Reputation: 15296
I am looking for gem
or idea on how to eleagntly route CLI commands in Ruby. Thor
is solution that I am already using and it is great in sense that it allows you to build specific command line structure. Example:
person show 1 => Info about person Id 1
person show all => Show all people
person delete 2 => Delete person with Id 2
Thor
is great at this and I highly recommend it. Now I have a need for more semantic oriented CLI structure so for example:
show person 1 => Same as 'show person 1'
show people => Same as 'show person all'
etc...
Thor
does not support this so I need to implement it. I will build layer above thor which would pre-process commands and send them to thor. I am looking best way to do it. I am hopping to avoid messy structure of case/when/when...
. Thank you.
Upvotes: 1
Views: 171
Reputation: 402
You should try console_runner gem. The best thing about it you don't need to write new code. You can execute any existing Ruby file from command line. All you need is to add annotations (YARD-like syntax) to Class and methods you want to make executable:
# @runnable This tool can talk to you. Run it when you are lonely.
# Written in Ruby.
class MyClass
def initialize
@hello_msg = 'Hello'
@bye_msg = 'Good Bye!'
end
# @runnable Say 'Hello' to you.
# @param [String] name Your name
def say_hello(name)
puts @hello_msg + ', ' + name
end
# @runnable Say 'Good Bye' to you.
def say_bye
puts @bye_msg
end
end
The gem will generate CLI interface for you.

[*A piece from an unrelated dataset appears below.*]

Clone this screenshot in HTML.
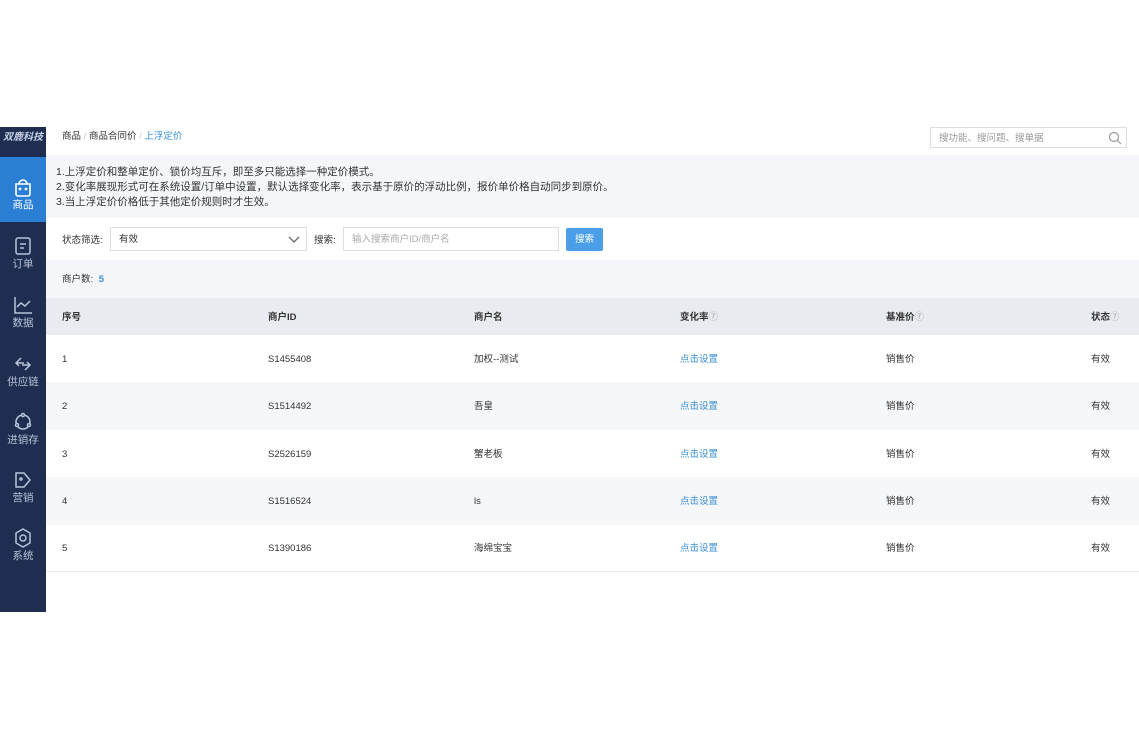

$ c_run /projects/example/my_class.rb --help
Options:
--debug Run in debug mode.
This tool can talk to you. Run it when you are lonely.
Written in Ruby.
Available actions:
- say_hello
Say 'Hello' to you.
- say_bye
Say 'Good Bye' to you.
You could use parameters as well. Run MyClass#say_hello:
$ c_run /projects/example/my_class.rb say_hello --name 'Yuri'
-> Hello, Yuri
Run MyClass#say_bye:
$ c_run /projects/example/my_class.rb say_bye
-> Good Bye!
Upvotes: 0
Reputation: 1356
Try cliqr
https://github.com/anshulverma/cliqr. The README has a great use case example.
Upvotes: 0
Reputation: 24891
A simple way to do this would be to create two executables: one is your current one person
, that implements all the functionality.
The second one could be called something like 'person-app` and would be designed to be symlinked. For example
> ln -s person-app show
> ln -s person-app delete
> whatever else
So, you now have several symlinks to the same app, person-app
. person-app
can detect which symlink was used by examining $0
, and then formulate a call to person
:
case File.basename($0)
when 'show' then system("person show #{ARGV.join(' ')}")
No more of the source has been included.